E dove mettere la superficialità, l’insensibilità, l’incoerenza, la stupidità, l’ipocrisia, l’indifferenza, la crudeltà gratuita, la mancanza di razionalità e di memoria storica della quasi totalità del genere umano, che neanche finisce di subire violenza, che subito si mette a praticarla, come colore che un attimo prima denunciava, condannava e cercava di contrastare? Nessuno può certo conoscere i contenuti del pensiero di Dio quando su trova davanti alle precedenti realtà, che fanno parte di questo nostro mondo, ma se Dio c’è, e se Dio-Spirito è amore, di sicuro tutti i negativi che prima ho esplicato devono essere dei negativi e dei grossi problemi anche par Lui. E se è vero che Lui si è incarnato in Gesù per dirci che è possibile incarnare l’amore e trasformare il mondo secondo amore, io non so come faccia a reggere la sofferenza di un Creatore, che è anche Padre, ma, in quanto Creatore, è anche responsabile di tutto il negativo di tutto lo sterminato dolore di un creato che continua a rifiutare l’amore, e a determinarsi come una lotta di tutti contro tutti, prima semplicemente per esistere, poi per sussistere, poi per accumulare e infine per dominare.
Da parte nostra, prendendo l’amore e la condivisione come criterio, ci troveremmo fra le mani il compito della nostra vita, il perché del nostro esistere: far esistere l’amore nel mondo, e quindi togliere sofferenza e portare il necessario e la gioia a tutti i viventi
Se l’amore nasce, viene da Dio, il dare esistenza all’amore significa vivere Dio come Progetto, significa non credere, ma costruire Dio nel mondo, cioè costruire il mondo secondo lo sguardo di Dio, secondo Dio. Ci troviamo allora davanti a una responsabilità enorme: dobbiamo passare dal “credere” e dal “pregare”, all’“amare” e al “condividere”, nella dimensione laica universale del fare agli altri ciò che vorremmo ricevere da loro
Se siamo atomi del corpo di Dio, forse lo siamo anche del Suo pensiero e del Suo progetto; e se Lui non c’è, il Suo pensiero ed il Suo progetto, che sono della Verità, vanno fatti esistere, vanno costruiti.
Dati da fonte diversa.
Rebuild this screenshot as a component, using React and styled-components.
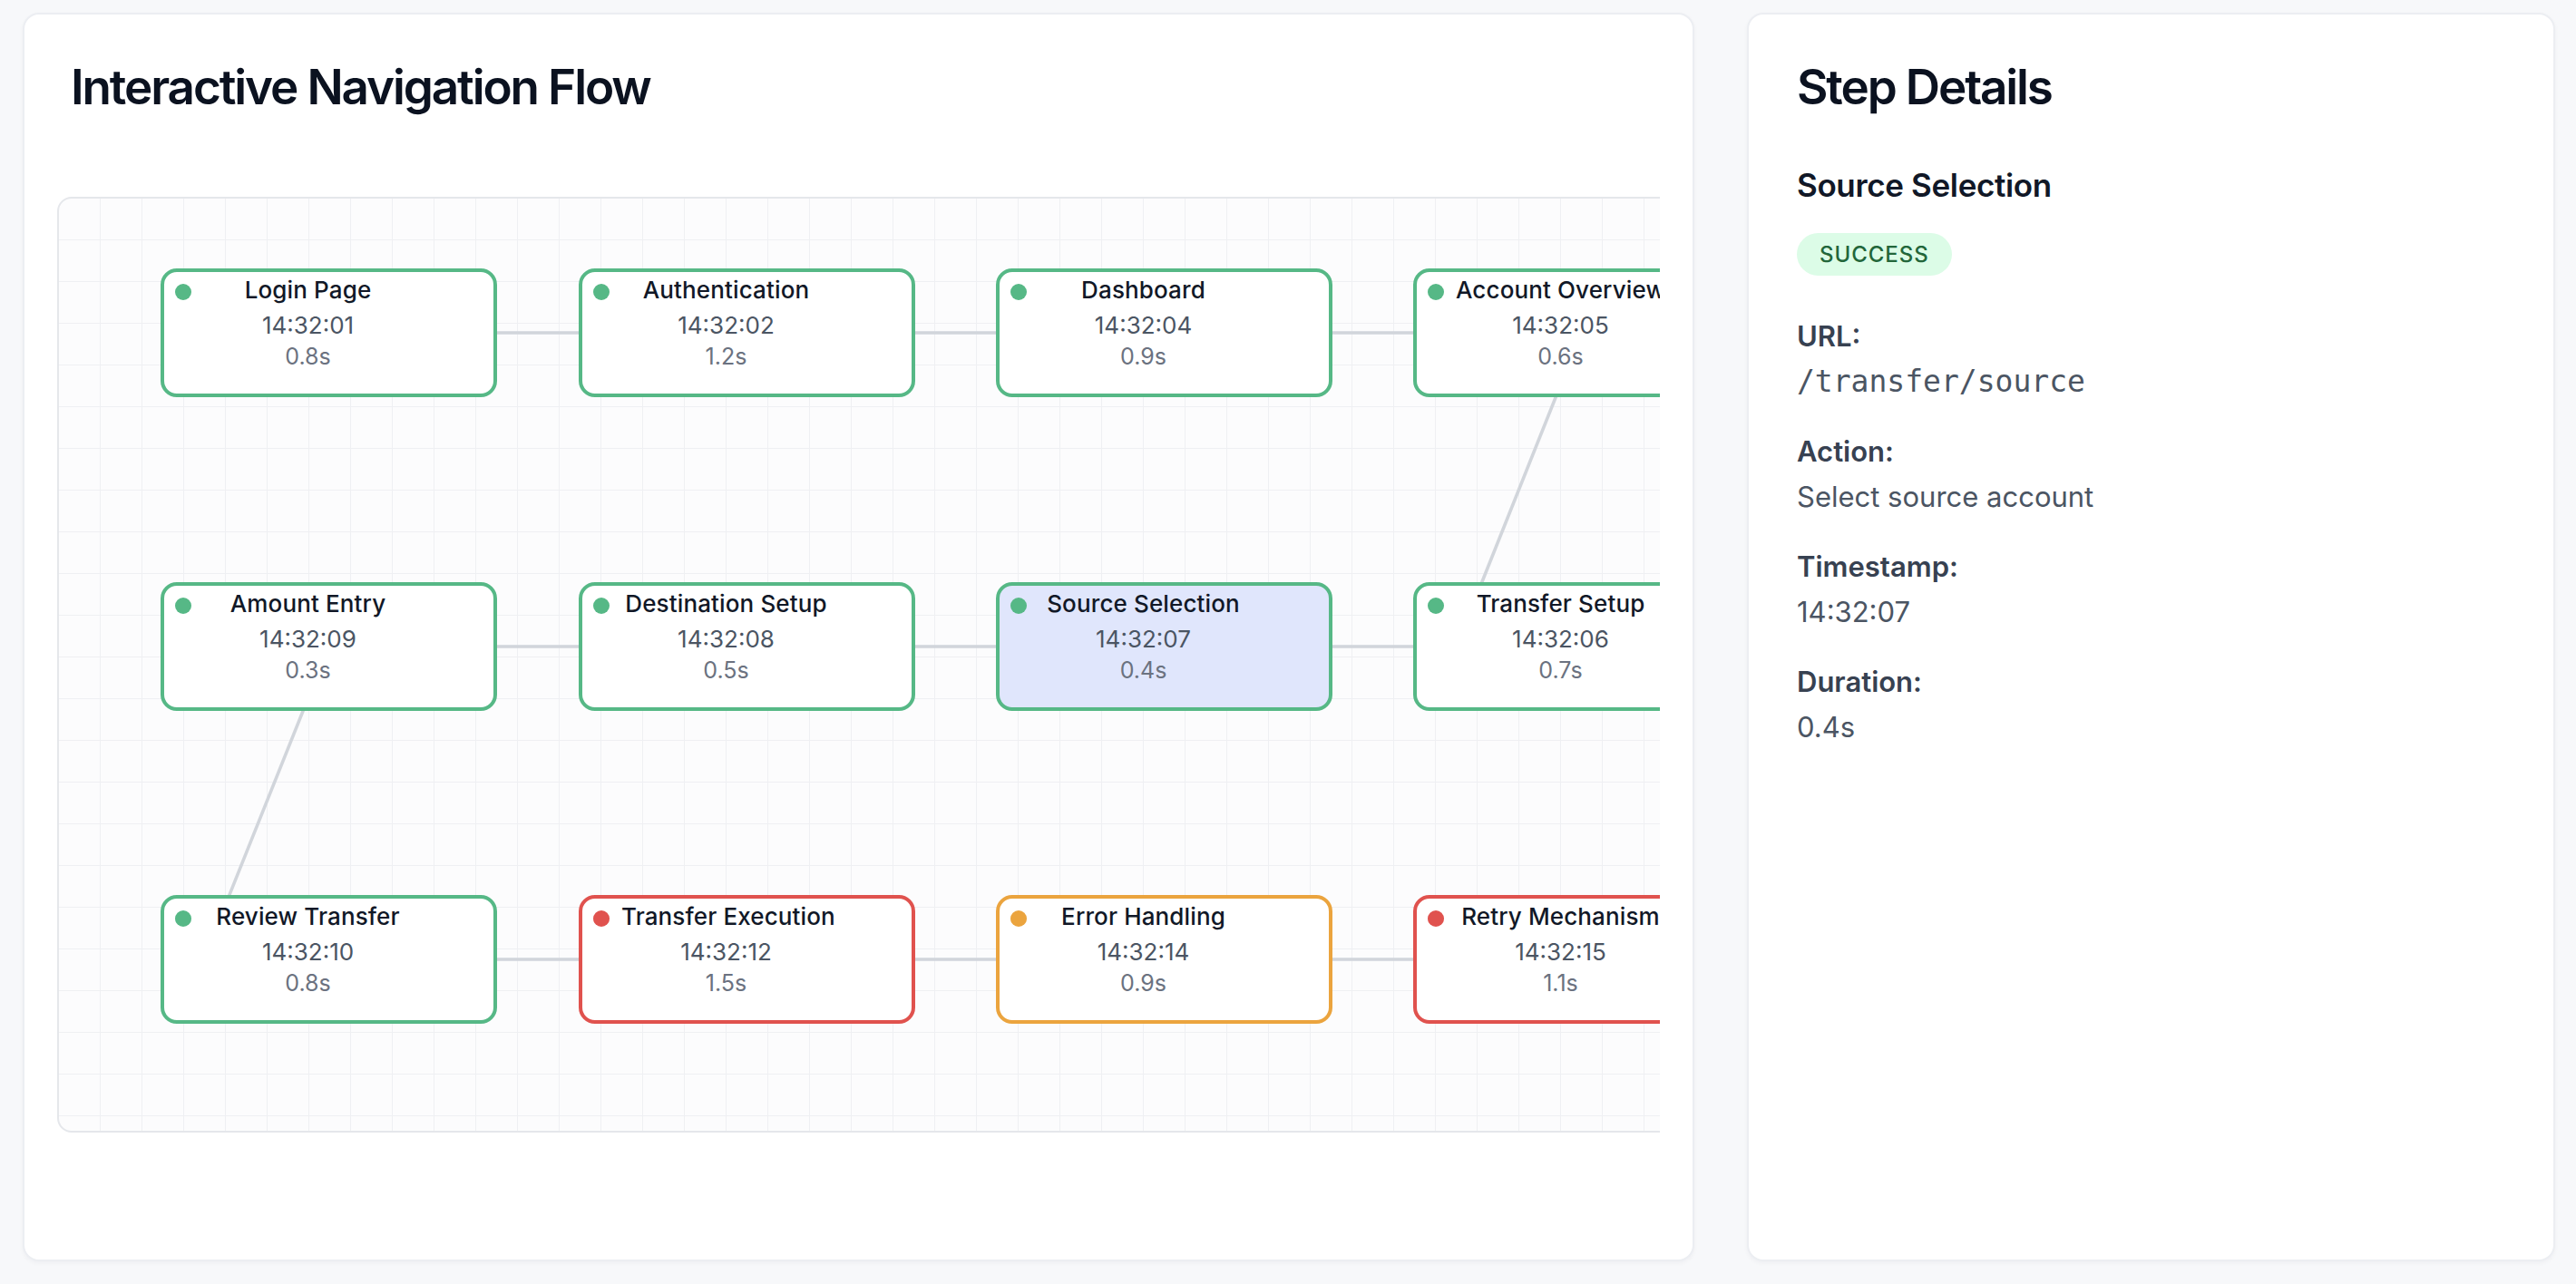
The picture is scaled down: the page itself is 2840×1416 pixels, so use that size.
import React from "react";
import styled, { createGlobalStyle } from "styled-components";

const GlobalStyle = createGlobalStyle`
  *, *::before, *::after { box-sizing: border-box; }
  html, body { margin: 0; padding: 0; background: #f7f8fa; }
  body {
    font-family: Inter, "Noto Sans", "Liberation Sans", sans-serif;
    color: #111827;
    -webkit-font-smoothing: antialiased;
  }
`;

const STATUS = {
  success: "#56b886",
  error: "#e0524e",
  warning: "#eba43e",
};

const Page = styled.div`
  display: grid;
  grid-template-columns: minmax(0, 1fr) 891px;
  gap: 58px;
  height: 100vh;
  padding: 14px 23px 25px 25px;
`;

const Card = styled.section`
  min-width: 0;
  display: flex;
  flex-direction: column;
  background: #ffffff;
  border: 2px solid #eceef2;
  border-radius: 18px;
  box-shadow: 0 2px 5px rgba(16, 24, 40, 0.04);
  padding: ${(p) => p.$pad};
`;

const Heading = styled.h1`
  margin: 0 0 ${(p) => p.$gap}px;
  padding: 0 ${(p) => p.$indent || 0}px;
  font-size: 53px;
  line-height: 64px;
  font-weight: 600;
  letter-spacing: -0.04em;
  color: #0b1220;
  white-space: nowrap;
`;

const Viewport = styled.div`
  height: 1032px;
  overflow: hidden;
  flex-shrink: 0;
`;

const Canvas = styled.div`
  position: relative;
  width: 2100px;
  height: 1032px;
  border: 2px solid #e5e7eb;
  border-radius: 16px;
  background-color: #fcfcfd;
  background-image: linear-gradient(to right, #eff0f3 1px, transparent 1px),
    linear-gradient(to bottom, #eff0f3 1px, transparent 1px);
  background-size: 46px 46px;
  background-position: 45px 45px;
`;

const Edges = styled.svg`
  position: absolute;
  left: 0;
  top: 0;
  overflow: visible;
`;

const Node = styled.div`
  position: absolute;
  left: ${(p) => p.$x}px;
  top: ${(p) => p.$y}px;
  width: 371px;
  height: 142px;
  border: 4px solid ${(p) => STATUS[p.$status]};
  border-radius: 18px;
  background: ${(p) => (p.$selected ? "#e0e6fc" : "#ffffff")};
  padding: 3px 89px 0 43px;
  text-align: center;
  white-space: nowrap;
`;

const Dot = styled.span`
  position: absolute;
  left: 12px;
  top: 13px;
  width: 18px;
  height: 18px;
  border-radius: 50%;
  background: ${(p) => STATUS[p.$status]};
`;

const NodeTitle = styled.div`
  font-size: 26px;
  line-height: 34px;
  font-weight: 500;
  color: #111827;
  letter-spacing: 0.005em;
`;

const NodeTime = styled.div`
  margin-top: 4px;
  font-size: 26px;
  line-height: 36px;
  color: #4b5563;
`;

const NodeDuration = styled.div`
  font-size: 25px;
  line-height: 32px;
  color: #6b7280;
`;

const SubHeading = styled.h2`
  margin: 0 0 29px;
  font-size: 35px;
  line-height: 48px;
  font-weight: 600;
  letter-spacing: -0.01em;
  color: #111827;
`;

const Badge = styled.span`
  align-self: flex-start;
  display: inline-flex;
  align-items: center;
  height: 47px;
  padding: 0 25px;
  margin-bottom: 44px;
  border-radius: 999px;
  background: #dcfce7;
  color: #22663a;
  font-size: 24px;
  font-weight: 500;
  letter-spacing: 0.04em;
`;

const Field = styled.div`
  margin-bottom: 31px;
`;

const Label = styled.div`
  font-size: 31px;
  line-height: 46px;
  font-weight: 600;
  color: #374151;
`;

const Value = styled.div`
  margin-top: 4px;
  font-size: ${(p) => (p.$mono ? 33 : 31)}px;
  line-height: 46px;
  color: #4b5563;
  font-family: ${(p) =>
    p.$mono
      ? '"DejaVu Sans Mono", "Liberation Mono", monospace'
      : 'Inter, "Noto Sans", sans-serif'};
`;

const COLS = [112, 573, 1033, 1493];
const ROWS = [77, 423, 768];

const nodes = [
  { id: 1, name: "Login Page", time: "14:32:01", dur: "0.8s", status: "success", c: 0, r: 0 },
  { id: 2, name: "Authentication", time: "14:32:02", dur: "1.2s", status: "success", c: 1, r: 0 },
  { id: 3, name: "Dashboard", time: "14:32:04", dur: "0.9s", status: "success", c: 2, r: 0 },
  { id: 4, name: "Account Overview", time: "14:32:05", dur: "0.6s", status: "success", c: 3, r: 0 },
  { id: 5, name: "Transfer Setup", time: "14:32:06", dur: "0.7s", status: "success", c: 3, r: 1 },
  { id: 6, name: "Source Selection", time: "14:32:07", dur: "0.4s", status: "success", c: 2, r: 1 },
  { id: 7, name: "Destination Setup", time: "14:32:08", dur: "0.5s", status: "success", c: 1, r: 1 },
  { id: 8, name: "Amount Entry", time: "14:32:09", dur: "0.3s", status: "success", c: 0, r: 1 },
  { id: 9, name: "Review Transfer", time: "14:32:10", dur: "0.8s", status: "success", c: 0, r: 2 },
  { id: 10, name: "Transfer Execution", time: "14:32:12", dur: "1.5s", status: "error", c: 1, r: 2 },
  { id: 11, name: "Error Handling", time: "14:32:14", dur: "0.9s", status: "warning", c: 2, r: 2 },
  { id: 12, name: "Retry Mechanism", time: "14:32:15", dur: "1.1s", status: "error", c: 3, r: 2 },
];

const center = (n) => ({ x: COLS[n.c] + 185.5, y: ROWS[n.r] + 71 });

const edges = nodes.slice(0, -1).map((n, i) => {
  const a = center(n);
  const b = center(nodes[i + 1]);
  const shift = a.y !== b.y ? -138 : 0;
  return { key: n.id, x1: a.x, y1: a.y, x2: b.x + shift, y2: b.y };
});

const selectedId = 6;

export default function App() {
  const selected = nodes.find((n) => n.id === selectedId);
  return (
    <>
      <GlobalStyle />
      <Page>
        <Card $pad="48px 36px 0">
          <Heading $gap={89} $indent={15}>
            Interactive Navigation Flow
          </Heading>
          <Viewport>
            <Canvas>
              <Edges width="2096" height="1028">
                {edges.map((e) => (
                  <line
                    key={e.key}
                    x1={e.x1}
                    y1={e.y1}
                    x2={e.x2}
                    y2={e.y2}
                    stroke="#d1d5db"
                    strokeWidth="3.6"
                  />
                ))}
              </Edges>
              {nodes.map((n) => (
                <Node
                  key={n.id}
                  $x={COLS[n.c]}
                  $y={ROWS[n.r]}
                  $status={n.status}
                  $selected={n.id === selectedId}
                >
                  <Dot $status={n.status} />
                  <NodeTitle>{n.name}</NodeTitle>
                  <NodeTime>{n.time}</NodeTime>
                  <NodeDuration>{n.dur}</NodeDuration>
                </Node>
              ))}
            </Canvas>
          </Viewport>
        </Card>
        <Card $pad="48px 53px 0">
          <Heading $gap={52}>Step Details</Heading>
          <SubHeading>{selected.name}</SubHeading>
          <Badge>SUCCESS</Badge>
          <Field>
            <Label>URL:</Label>
            <Value $mono>/transfer/source</Value>
          </Field>
          <Field>
            <Label>Action:</Label>
            <Value>Select source account</Value>
          </Field>
          <Field>
            <Label>Timestamp:</Label>
            <Value>{selected.time}</Value>
          </Field>
          <Field>
            <Label>Duration:</Label>
            <Value>{selected.dur}</Value>
          </Field>
        </Card>
      </Page>
    </>
  );
}
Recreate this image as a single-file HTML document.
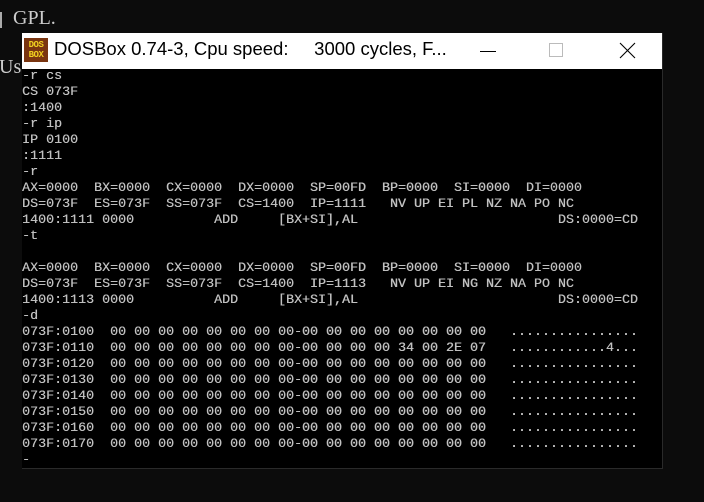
<!DOCTYPE html>
<html><head><meta charset="utf-8"><style>
html,body{margin:0;padding:0;background:#0c0c0c;width:704px;height:502px;overflow:hidden;position:relative}
.bg{position:absolute;color:#cccccc;font-family:"Liberation Serif",serif;font-size:20px;white-space:pre}
.win{position:absolute;left:22px;top:33px;width:641px;height:436px;background:#000;border-right:1px solid #2a2a2a;border-bottom:1px solid #2a2a2a;box-sizing:border-box}
.title{position:absolute;left:0;top:0;width:640px;height:36px;background:#fff}
.icon{position:absolute;left:2px;top:5px;width:24px;height:24px;background:#7a3510;color:#f0d020;font:bold 9px/10px "Liberation Mono",monospace;text-align:center;padding-top:2px;box-sizing:border-box;letter-spacing:-0.5px}
.tt{position:absolute;left:32px;top:5px;font-family:"Liberation Sans",sans-serif;font-size:18.5px;color:#000;white-space:pre}
.term{position:absolute;left:0;top:36px;margin:0;font-family:"Liberation Mono",monospace;font-size:13.33px;line-height:16px;color:#c0c0c0;white-space:pre;text-shadow:0.3px 0 0 #c0c0c0}
</style></head><body>
<div style="position:absolute;left:0;top:12px;width:2px;height:16px;background:#aaa"></div>
<div class="bg" style="left:13px;top:7px">GPL.</div>
<div class="bg" style="left:-1px;top:56px">Us</div>
<div class="win">
<div class="title">
<div class="icon">DOS<br>BOX</div>
<div class="tt">DOSBox 0.74-3, Cpu speed:     3000 cycles, F...</div>
<div style="position:absolute;left:458px;top:18px;width:16px;height:1px;background:#000"></div>
<div style="position:absolute;left:527px;top:10px;width:14px;height:14px;border:1px solid #bbb;box-sizing:border-box"></div>
<svg style="position:absolute;left:597px;top:9px" width="17" height="17"><path d="M1 1L16 16M16 1L1 16" stroke="#000" stroke-width="1.1"/></svg>
</div>
<pre class="term">-r cs
CS 073F
:1400
-r ip
IP 0100
:1111
-r
AX=0000  BX=0000  CX=0000  DX=0000  SP=00FD  BP=0000  SI=0000  DI=0000
DS=073F  ES=073F  SS=073F  CS=1400  IP=1111   NV UP EI PL NZ NA PO NC
1400:1111 0000          ADD     [BX+SI],AL                         DS:0000=CD
-t

AX=0000  BX=0000  CX=0000  DX=0000  SP=00FD  BP=0000  SI=0000  DI=0000
DS=073F  ES=073F  SS=073F  CS=1400  IP=1113   NV UP EI NG NZ NA PO NC
1400:1113 0000          ADD     [BX+SI],AL                         DS:0000=CD
-d
073F:0100  00 00 00 00 00 00 00 00-00 00 00 00 00 00 00 00   ................
073F:0110  00 00 00 00 00 00 00 00-00 00 00 00 34 00 2E 07   ............4...
073F:0120  00 00 00 00 00 00 00 00-00 00 00 00 00 00 00 00   ................
073F:0130  00 00 00 00 00 00 00 00-00 00 00 00 00 00 00 00   ................
073F:0140  00 00 00 00 00 00 00 00-00 00 00 00 00 00 00 00   ................
073F:0150  00 00 00 00 00 00 00 00-00 00 00 00 00 00 00 00   ................
073F:0160  00 00 00 00 00 00 00 00-00 00 00 00 00 00 00 00   ................
073F:0170  00 00 00 00 00 00 00 00-00 00 00 00 00 00 00 00   ................
-</pre>
</div>
</body></html>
La vita è da una parte un eccezionale miracolo, di sterminata grandezza, profondità e bellezza, e dall’altra è sofferenza, è lotta, è violenza, è esposta a sterminato dolore: proviamo a trasformarla come potrebbe diventare se dicessimo “si” all’amare e al condividere, e creeremo le condizioni per il “nuovo di Dio”.
Facciamo di questa Verità il nostro Dio, e aiutiamolo a portare a compimento la creazione secondo Sé stesso. Allora anche la minima gioia portata all’esserino più umile e nascosto nella terra dei viventi assumerebbe il valore della luce più preziosa.